Technology no replacement for chemistry in slow-to-evolve RFP process

Social media and other comms tech sometimes enhance the RFP process, but they have not supplanted face-to-face meetings to determine chemistry between agency and prospective client, say industry leaders.

Social media and other communications technologies sometimes enhance the RFP process, but they have not supplanted face-to-face meetings as the crucial step to determine chemistry between an agency and a prospective client, say industry leaders.

The issue was highlighted earlier this month when Starwood Hotels & Resorts brand Aloft Hotels put a new spin on the RFP process by inviting agencies to pitch for its business via Twitter, calling it the “RFTweet.”

While numerous agencies immediately tweeted their interest at Aloft, some industry leaders tell PRWeek the microblogging service is not the best vehicle to pick an agency partner. Leah Jones, VP of social and emerging media at Olson PR, notes that clients want social to be included in the proposal process. However, squeezing something as important as an RFP into a social media format “loses a lot of the value that agencies can receive from either an in-person meeting or a longer proposal.”

“At the end of the day, it's the in-room chemistry and real interactions that are going to help you determine if you are going to be able to work together,” says Jones. “I don't think that even being able to woo a client on social media tells you I can do social media for you.”

Bret Werner, managing partner at Catalyst, agrees that RFPs should remain first and foremost an interpersonal process.

“Technology is changing the communications sector, but we need to be careful that technology isn't making a relationship business too impersonal, especially when it comes to an RFP process,” he explains. “If technology makes it a cattle call, it's not an effective means to finding the right partner. It should help the process, not impede it.”

That is not to say social media is without value in the agency-selection process. To the contrary, some agency executives are skeptical about social at the forefront of an RFP, but say it better serves as a research tool to feel out potential clients and build relationships.

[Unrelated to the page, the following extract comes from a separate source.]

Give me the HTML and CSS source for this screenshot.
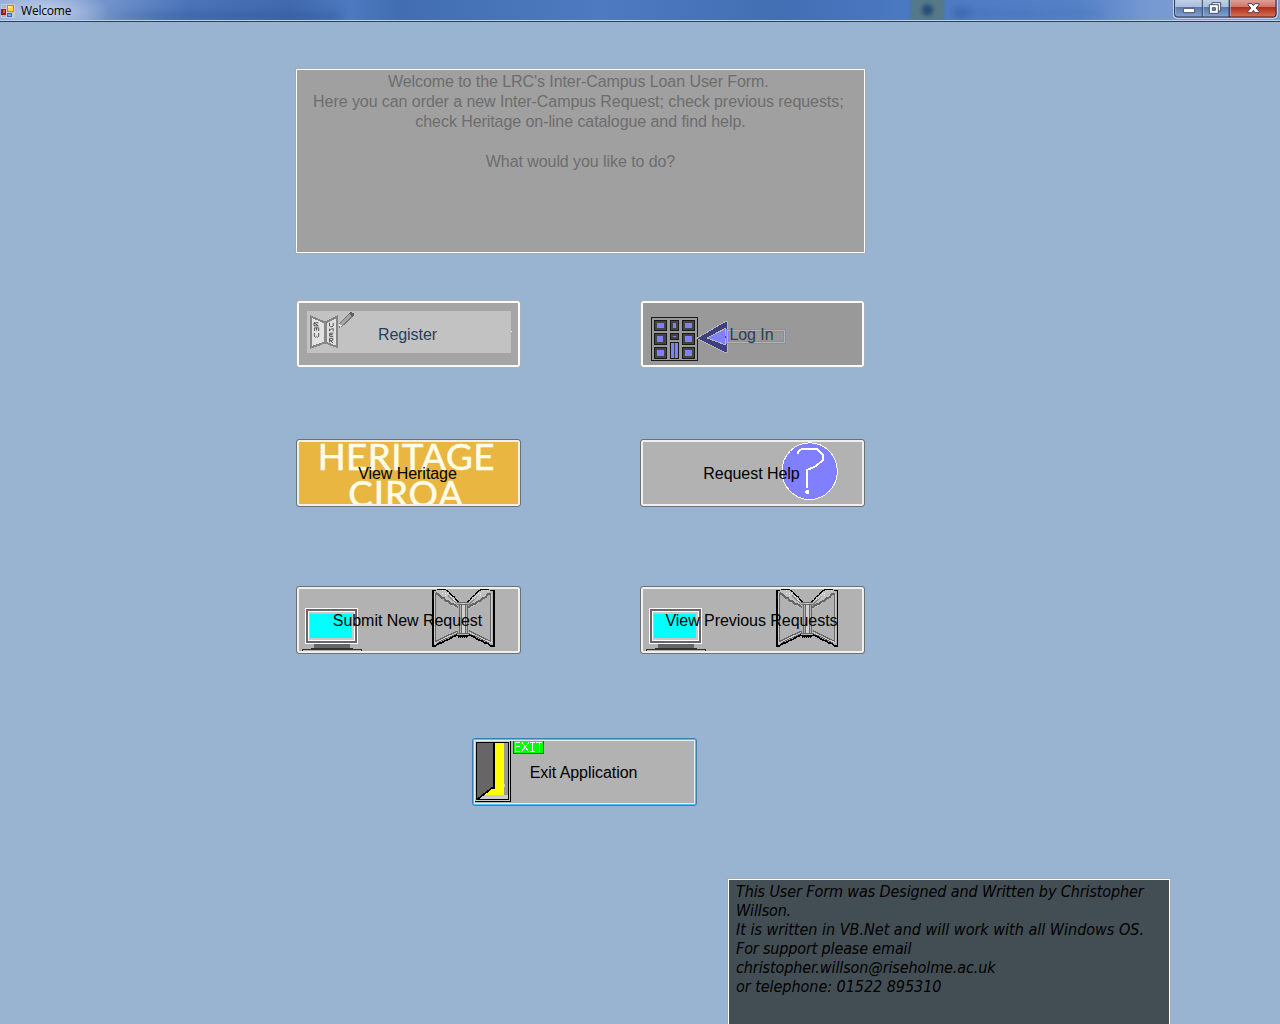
FILE: index.html
```html
<!DOCTYPE html>
<html lang="en">
<head>
<meta charset="utf-8">
<title>Welcome</title>
<link rel="stylesheet" href="styles.css">
</head>
<body>
<svg width="0" height="0" class="defs" aria-hidden="true">
  <defs>
    <linearGradient id="glass" x1="0" y1="0" x2="0" y2="1"><stop offset="0" stop-color="#c4d2e8"/><stop offset=".45" stop-color="#a9bddb"/><stop offset=".46" stop-color="#5878ad"/><stop offset="1" stop-color="#85a3d3"/></linearGradient>
    <linearGradient id="red" x1="0" y1="0" x2="0" y2="1"><stop offset="0" stop-color="#dfa59b"/><stop offset=".45" stop-color="#ce7466"/><stop offset=".46" stop-color="#b12c17"/><stop offset="1" stop-color="#d5735a"/></linearGradient>
    <g id="computer">
      <path fill="#fff" d="M45 84h159v108H45z"/><path fill="#666" d="M48 87h153v102H48z"/><path fill="#fff" d="M54 93h141v90H54z"/><path fill="#c9c9c9" d="M57 96h135v84H57z"/><path fill="#0ff" d="M60 102h126v72H60z"/>
      <path fill="#666" d="M72 192h108v12H72z"/><path fill="#333" d="M63 204h126v3H63zM36 207h180v3H36zM36 207h3v6h-3zM213 207h3v6h-3z"/>
    </g>
    <g id="page" fill="none">
      <path fill="#b2b2b2" d="M14 16h10l66 42v92l-74 32z"/>
      <path fill="#c0c0c0" d="M21 15l5-3h28l38 38v22l-12-3-30-22z"/>
      <path stroke="#eee" stroke-width="3" stroke-dasharray="3 9" d="M32 17l52 36M42 16l40 34M50 17l32 30"/>
      <path stroke="#666" stroke-width="6" d="M24 25l8 3 6 9 9 2 6 8 10 3 7 7 10 2 10 8"/>
      <path stroke="#888" stroke-width="3" d="M60 32l30 28"/>
      <path stroke="#666" stroke-width="4" d="M23 23v146l65-31M29 172l61-28"/>
      <path stroke="#ccc" stroke-width="3" d="M20 24v150l68-32"/>
      <path stroke="#000" stroke-width="4" d="M27 13h27M54 15l9 6 7 9 9 6 6 9 8 7"/>
      <path stroke="#000" stroke-width="5" d="M25 16H14v166h9l8-6 11-3 9-6 12-4 10-7 15-6"/>
    </g>
    <g id="book" transform="translate(414 15)">
      <use href="#page"/><use href="#page" transform="matrix(-1 0 0 1 211 0)"/>
      <path fill="#b2b2b2" d="M90 51h31v100H90z"/>
      <path fill="#d0d0d0" d="M99 54h12v92H99z"/>
      <path fill="none" stroke="#666" stroke-width="3" d="M87 51h36M90 57h30M93 57v89M99 61v84M111 61v84M117 57v89M88 145h34"/>
      <path fill="none" stroke="#000" stroke-width="3" d="M84 150h41M90 154h30"/><path fill="none" stroke="#000" stroke-width="6" stroke-dasharray="3 3" d="M91 157h28"/>
    </g>
  </defs>
</svg>

<header class="titlebar">
  <svg class="app-icon" width="14" height="15" viewBox="3 11 42 45" shape-rendering="crispEdges">
    <path fill="#c9cbd0" d="M3 12h42v42H3z"/><path fill="#a7b5cf" d="M6 15h12v9H6zM6 45h12v6H6z"/>
    <path fill="#b98a1c" d="M21 14h21v22H21z"/><path fill="#ffd344" d="M24 17h15v16H24z"/><path fill="#fff0a0" d="M24 17h9v6h-9z"/>
    <path fill="#9b1c16" d="M4 26h15v17H4z"/><path fill="#e2523c" d="M8 30h7v8H8z"/>
    <path fill="#3468c4" d="M21 39h16v12H21z"/><path fill="#78a8ef" d="M24 41h9v6h-9z"/>
  </svg>
  <h1 class="title">Welcome</h1>
  <div class="backdrop">
    <span class="smudge smudge-text"></span>
    <span class="smudge smudge-green"></span>
    <span class="smudge smudge-right"></span>
  </div>
  <svg class="controls" width="105" height="19" viewBox="879 0 315 57">
    <path fill="none" stroke="#cddaf0" stroke-width="3" d="M880 0v44q0 11 11 11h290q11 0 11-11V0"/>
    <path fill="url(#glass)" stroke="#26344f" stroke-width="3" d="M884 -3v46q0 8 8 8h156V-3z"/>
    <path fill="url(#red)" stroke="#481a1a" stroke-width="3" d="M1048 -3v54h132q8 0 8-8V-3z"/>
    <path stroke="#2d3e60" stroke-width="3" d="M967 0v50"/><path stroke="#b8c9e4" stroke-width="2" d="M970 0v48M1051 0v48M887 0v43"/>
    <rect x="910" y="25" width="34" height="13" rx="2" fill="#fff" stroke="#44516b" stroke-width="3"/>
    <path fill="#fff" stroke="#44516b" stroke-width="3" d="M996 8h26v25h-26z"/><path fill="#fff" stroke="#44516b" stroke-width="3" d="M988 14h27v26h-27z"/><path fill="#7d95bd" stroke="#44516b" stroke-width="3" d="M997 23h9v8h-9z"/>
    <path fill="#fff" stroke="#54424f" stroke-width="3" stroke-linejoin="round" d="M1104 11h12l4 6 5-6h12v4l-9 9 9 10v4h-12l-5-7-4 7h-12v-4l9-10-9-9z"/>
  </svg>
</header>

<main class="form">
  <section class="intro">
    <p>Welcome to the LRC's Inter-Campus Loan User Form.&nbsp;</p>
    <p>Here you can order a new Inter-Campus Request; check previous requests;&nbsp;</p>
    <p>check Heritage on-line catalogue and find help.</p>
    <p>&nbsp;</p>
    <p>What would you like to do?</p>
  </section>

  <div class="actions">
    <button class="btn btn-off btn-register" disabled>
      <svg class="art" viewBox="18 12 675 204" shape-rendering="crispEdges">
        <path fill="#c2c2c2" d="M51 45h612v126H51z"/>
        <path fill="#e2e2e2" stroke="#858585" stroke-width="6" d="M64 62l37 16h8l33-16v91l-33-12h-8l-37 13z"/><path stroke="#888" stroke-width="4" d="M103 77v66M108 77v66"/>
        <g fill="none" stroke="#555" stroke-width="3" shape-rendering="auto"><path d="M72 89.500V80.500M85 80.500H72l13 9H72M73.500 105v-9.500H86V105M79.500 96v8M73 111v10l3 3 3.500-3 3.500 3 3-3v-10"/><path d="M118.500 80v10l3 2h5l3-2V80M130 98.500h-5l-7 6M118.500 98v7M129.500 98v8M130 111.500h-11V121h11M119 116h9M118.500 139v-12h10v6h-9l10 8"/></g>
        <path fill="#a5a5a5" stroke="#777" stroke-width="3" d="M149 82l30-30 10 6-29 29-11 7z"/><path fill="#606060" d="M176 52l6-5 10 6v5l-6 5z"/><path fill="#eee" d="M148 85l10 3-9 6zM663 105h3v3h-3z"/>
      </svg>
      <span class="label">Register</span>
    </button>
    <button class="btn btn-off btn-login" disabled>
      <svg class="art" viewBox="18 12 675 204" shape-rendering="crispEdges">
        <path fill="none" stroke="#1a1a1a" stroke-width="3" d="M52.500 64.500h138v129h-138z"/>
        <g fill="#444" stroke="#1a1a1a" stroke-width="3"><path d="M61.500 73.500h36v30h-36zM109.500 73.500h24v30h-24zM145.500 73.500h36v30h-36zM61.500 112.500h36v33h-36zM109.500 112.500h24v18h-24zM145.500 112.500h36v33h-36zM61.500 154.500h36v33h-36zM145.500 154.500h36v33h-36zM109.500 139.500h24v48h-24z"/></g>
        <path fill="#8080ff" d="M69 81h21v15H69zM117 81h9v15h-9zM153 81h21v15h-21zM69 120h18v18H69zM117 120h9v3h-9zM153 120h21v18h-21zM69 162h21v18H69zM153 162h21v18h-21zM111 141h9v45h-9zM123 141h9v45h-9z"/>
        <path fill="#404080" stroke="#b5b5b5" stroke-width="3" d="M188 127l85-50h6v92h-6z"/><path fill="#8080ff" stroke="#b5b5b5" stroke-width="3" d="M219 126l54-28v48z"/><path fill="#404080" d="M276 78h3v90h-3zM273 120h4v6h-4z"/>
        <path fill="none" stroke="#b5b5b5" stroke-width="3" d="M280.500 103.500h171v36h-171z"/><path fill="none" stroke="#8080ff" stroke-width="3" d="M277.500 100.500h177v42h-177zM283.500 106.500h165v30h-165z"/>
      </svg>
      <span class="label">Log In</span>
    </button>
    <button class="btn btn-heritage">
      <svg class="art" viewBox="18 15 675 204">
        <path fill="#e8b641" d="M27 24h657v186H27z"/>
        <svg x="27" y="24" width="657" height="186" viewBox="27 24 657 186">
          <g class="logo"><text x="83" y="109" textLength="530">HERITAGE</text><text x="175" y="218" textLength="344">CIRQA</text></g>
        </svg>
      </svg>
      <span class="label">View Heritage</span>
    </button>
    <button class="btn">
      <svg class="art" viewBox="18 15 675 204" shape-rendering="crispEdges">
        <ellipse cx="527" cy="111.500" rx="83" ry="85" fill="#8080ff" stroke="#fff" stroke-width="3"/>
        <path fill="none" stroke="#fff" stroke-width="6" d="M491 59l3-7 9-7h45l18 18v16l-21 18-26 11v54"/><path fill="#fff" d="M516 168h6l3 3v6l-3 3h-6l-3-3v-6z"/>
      </svg>
      <span class="label">Request Help</span>
    </button>
    <button class="btn">
      <svg class="art" viewBox="18 18 675 204" shape-rendering="crispEdges"><use href="#computer"/><use href="#book"/></svg>
      <span class="label">Submit New Request</span>
    </button>
    <button class="btn">
      <svg class="art" viewBox="18 18 675 204" shape-rendering="crispEdges"><use href="#computer"/><use href="#book"/></svg>
      <span class="label">View Previous Requests</span>
    </button>
  </div>

  <button class="btn btn-exit">
    <svg class="art" viewBox="18 18 675 204" shape-rendering="crispEdges">
      <path fill="#000" d="M27 207h108v3H27zM132 27h3v183h-3z"/><path fill="#ccc" d="M27 27h105v180H27z"/><path fill="#000" d="M30 30h99v174H30z"/><path fill="#999" d="M33 33h93v168H33z"/><path fill="#ccc" d="M51 189h75v12H33v-3zM114 156h3v9h-3z"/>
      <path fill="#ff0" d="M87 33h27v156H51l36-24z"/><path fill="#666" d="M33 33h48v135l-48 33z"/><path fill="none" stroke="#000" stroke-width="5" d="M84 33v135h-6L34 202"/>
      <path fill="#008000" d="M141 27h93v39h-93z"/><path fill="#0f0" d="M144 27h87v36h-87z"/>
      <path fill="none" stroke="#fff" stroke-width="3" d="M162 31.500h-13.500v27H162M149 43.500h12M168 31l20 28M189 31l-23 28M193 31.500h15M200.500 31v28M193 58.500h15M210 31.500h18M219.500 31v29"/>
    </svg>
    <span class="label">Exit Application</span>
  </button>

  <footer class="credits">
    <p class="c1">This User Form was Designed and Written by Christopher</p>
    <p class="c2">Willson.</p>
    <p class="c3">It is written in VB.Net and will work with all Windows OS.</p>
    <p class="c4">For support please email</p>
    <p class="c5">christopher.willson@riseholme.ac.uk</p>
    <p class="c6">or telephone: 01522 895310</p>
  </footer>
</main>
</body>
</html>
```

FILE: styles.css
```css
* { box-sizing: border-box; }
html, body { height: 100%; }
body {
  margin: 0;
  display: flex;
  flex-direction: column;
  overflow: hidden;
  background: #99b4d1;
  font-family: "Liberation Sans", Arial, sans-serif;
  font-size: 16px;
}
p, h1 { margin: 0; }
.defs { position: absolute; }

.titlebar {
  flex: none;
  display: flex;
  align-items: flex-start;
  height: 22px;
  padding: 0 2px 0 1px;
  border-bottom: 1px solid #263f68;
  box-shadow: inset 0 -1px 0 #bfd0ea;
  background:
    radial-gradient(ellipse 65px 24px at 45px 12px, #d4def0cc, #d4def000),
    linear-gradient(90deg, #8ba7d6 0, #7595cc 100px, #4a73b8 190px, #4069ae 290px, #4c79bf 350px, #426db2 400px, #4d7ac0 600px, #426eb4 780px, #4a78c1 900px, #5582c7 1080px, #7799d1 1150px, #7f9fd4 1280px);
}
.app-icon { margin-top: 4px; }
.title {
  margin-left: 6px;
  font: 400 12px/22px "Open Sans", sans-serif;
  letter-spacing: -0.2px;
}
.backdrop {
  flex: 1;
  display: flex;
  height: 20px;
  overflow: hidden;
}
.smudge { filter: blur(3px); height: 10px; margin-top: 11px; }
.smudge-text { width: 245px; margin-left: 25px; background: linear-gradient(90deg, #2e559500, #2e559550 60px); }
.smudge-green { width: 33px; height: 24px; margin: -2px 0 0 570px; background: radial-gradient(circle at 50% 50%, #264e77 0 3px, #557987 8px); filter: blur(1.500px); }
.smudge-right { width: 150px; margin: 8px 0 0 10px; background: linear-gradient(90deg, #315a9f90 0 10px, #416eb750 20px, #416eb730); }
.controls { flex: none; }

.form {
  flex: 1;
  display: flex;
  flex-direction: column;
  align-items: flex-start;
  padding: 47px 110px 0 296px;
}
.intro {
  flex: none;
  width: 569px;
  height: 184px;
  padding-top: 2px;
  border: 1px solid #fff;
  box-shadow: 0 0 0 1px #a2acb8;
  background: #a0a0a0;
  color: #6d6d6d;
  line-height: 20px;
  letter-spacing: -0.07px;
  text-align: center;
  white-space: nowrap;
}
.actions {
  display: grid;
  grid-template-columns: 225px 225px;
  grid-template-rows: 139px 147px 68px;
  column-gap: 119px;
  align-items: start;
  margin-top: 47px;
}
.btn {
  position: relative;
  display: flex;
  align-items: center;
  justify-content: center;
  width: 225px;
  height: 68px;
  padding: 2px 2px 0 0;
  border: 1px solid #707070;
  border-radius: 3px;
  box-shadow: inset 0 0 0 2px #efefef;
  background: #b2b2b2;
  color: #000;
  font: inherit;
  letter-spacing: -0.05px;
  white-space: nowrap;
}
.btn-off {
  border-color: #adb2b5;
  box-shadow: inset 0 0 0 2px #fafafa;
  color: #273f5d;
}
.btn-register { background: #a5a5a5; }
.btn-login { background: #999; }
.btn-exit {
  flex: none;
  margin: 84px 0 0 176px;
  border-color: #3c7fb1;
  box-shadow: inset 0 0 0 1px #46c6f3, inset 0 0 0 2px #e5eef2;
}
.art {
  position: absolute;
  left: -1px;
  top: -1px;
  width: 225px;
  height: 68px;
}
.label { position: relative; line-height: 20px; }
.logo {
  font: 400 110px Lato, sans-serif;
  fill: #fffde9;
  stroke: #fffde9;
  stroke-width: 1.8px;
  stroke-linejoin: round;
}

.credits {
  flex: none;
  align-self: flex-end;
  width: 442px;
  height: 160px;
  margin-top: 73px;
  padding: 2px 0 0 7px;
  border: 1px solid #fff;
  box-shadow: 0 0 0 1px #a2acb8;
  background: #434e54;
  font: italic 16px/19px "DejaVu Sans Condensed", "DejaVu Sans", sans-serif;
  font-stretch: condensed;
  white-space: nowrap;
}
.c1 { letter-spacing: -0.11px; }
.c2 { letter-spacing: -0.15px; }
.c3 { letter-spacing: 0; }
.c4 { letter-spacing: -0.15px; }
.c5 { letter-spacing: -0.1px; }
.c6 { letter-spacing: -0.04px; }
```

“Social media is the world's biggest focus group,” says David Richeson, MD and chief digital officer at Kaplow, noting that social platforms help to prepare a team for a first meeting with a prospective client. “It gives us a lot of room, and we are able to do research a lot quicker. That gives us a lot more data and insight to work with in the RFP and creative process.”

Other agency leaders who spoke with PRWeek say the “RFTweet” process runs the risk of making the agency-selection process too technocratic, often noting that personal chemistry can make the difference between winning a coveted account and coming in second.

“[The RFTweet] strikes me as somewhat impersonal in a business that is really so much at the core about chemistry,” explains Susan Pagano, SVP and senior partner of new business at Fleishman-Hillard's Eastern division. “We often find when it comes down to a tiebreaker situation it is the chemistry you create and can develop with a client in a personal, in-person presentation.”

While technology has changed many facets of the PR business, from the emergence of social media to integrated work with other firms, agency leaders point out that the RFP process has not evolved significantly in recent years. Yet there are other emerging trends and elements in the pitch process that agencies note, such as more outside consultants, prospect and agency brainstorming sessions, and an emphasis on measurement.

“If there's anything I see in the RFP process, it is how little has changed,” says David Herrick, COO at MWW. “I feel the traditional RFP process judges an agency's ability to effectively help their clients communicate in the same way a multiple-choice test would determine how a business school student might actually function as a business leader.”

“My point is most RFPs do not do a good job of figuring out how agencies and clients can become one and work together to do great things,” he adds.

Werner agrees the typical agency-search process is a broken model because “it doesn't put emphasis on some key elements such as interpersonal skills, culture of the agency, and the ability to think and respond in real-time scenarios.”

Richeson also notes a pattern of RFPs that have not resulted in an agency selection. For example, online retailer Zappos canceled an RFP it began in May. Other processes include a large number of agencies, such as restaurant chain Applebee's reaching out to nine shops in its recent RFP.

“It seems like a buyer's market, and [we're] seeing people reach out to a lot of agencies,” says Richeson.

Werner adds that while agencies are often not aware of how many other firms are involved in a pitch, a mass outreach should give a shop a moment to think about the RFP and prospective client.

“When the brand has not created a filter or done due diligence, it could provide insight into what type of client relationship it could be,” he explains.